Again, she sculpted with virtual clay in Sculptris.

I dreamt of a dachshund coin, just to see if it could be done.

dachshund blender

So I took a picture of Suzy the dog, modeled her profile, and it worked! I printed out the file with the 3D printer, and again, it worked! Gave it a quick sand and then slathered it with silver Rub–N–Buff. I glued it on my broken key chain for portable art.

My daughter has a dinosaur tooth or claw she’s in the process of painting. Good old gesso works better than plastic primer on the ABS. After priming, acrylic craft paint sticks to the plastic. Oh, the possibilities! We’ve already had to order a new reel of plastic for more printing.

What should we print next?

Thanks,

Aimee

Monday, March 4, 2013

Three Dimensional Portraits

My husband and children are early adopters. When it’s time to play, they play with the latest and greatest. Three-D printing is all the rage around here. My husband has been designing kettle corn measuring cups and phone stands. My daughter has been sculpting virtual portraits.

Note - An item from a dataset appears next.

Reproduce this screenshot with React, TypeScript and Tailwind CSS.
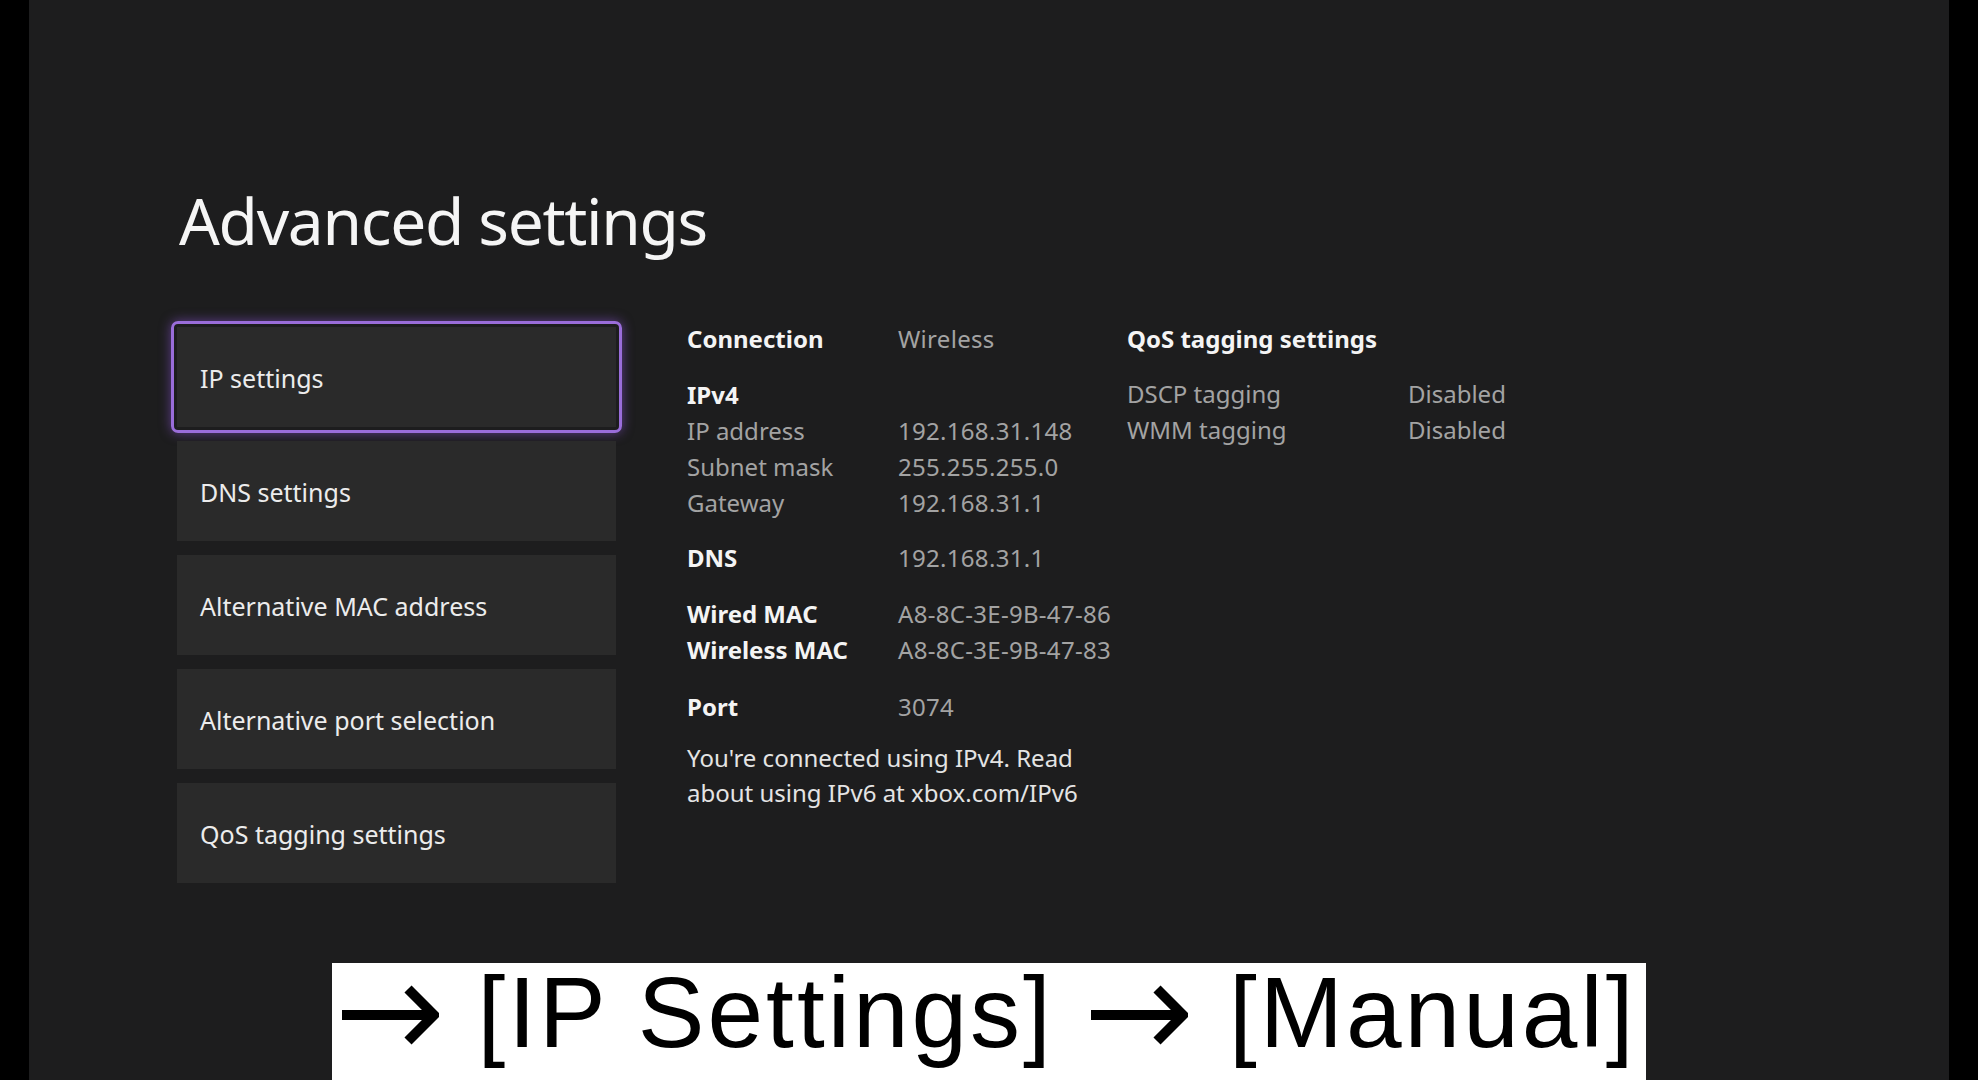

She sculpted her profile using virtual clay in the free program Sculptris, exported the file to the open source program Blender, and then exported the final object to the file format .STL, which the Solidoodle 3D printer can read. Yeah, it’s just that easy for an early adopter.

sc portrait 1

The tile is over 4–in. square and took 11+ hours to print. We calculated that it used about $8 in plastic.

Art School Daughter then needed to do her homework. She wanted to recreate the vase–face optical illusion in 3D using her face as one side and her boyfriend’s face for the other. These portraits are about 1.5– to 2–in. tall.

Finally, why not try sculpt a full face? The printer “draws” each layer of plastic onto the previous layer. It’s like a precise, computer–controlled glue gun.

What are we doing with all this plastic artwork?

Besides making functional phone stands, we’re making art, and art begs to be displayed.

My kids declare the face magnet to be cool and creepy at the same time.

We’ve been branching out into animals. Stay tuned for the results of the raptor hunt.

Are you an early adopter or a late majority?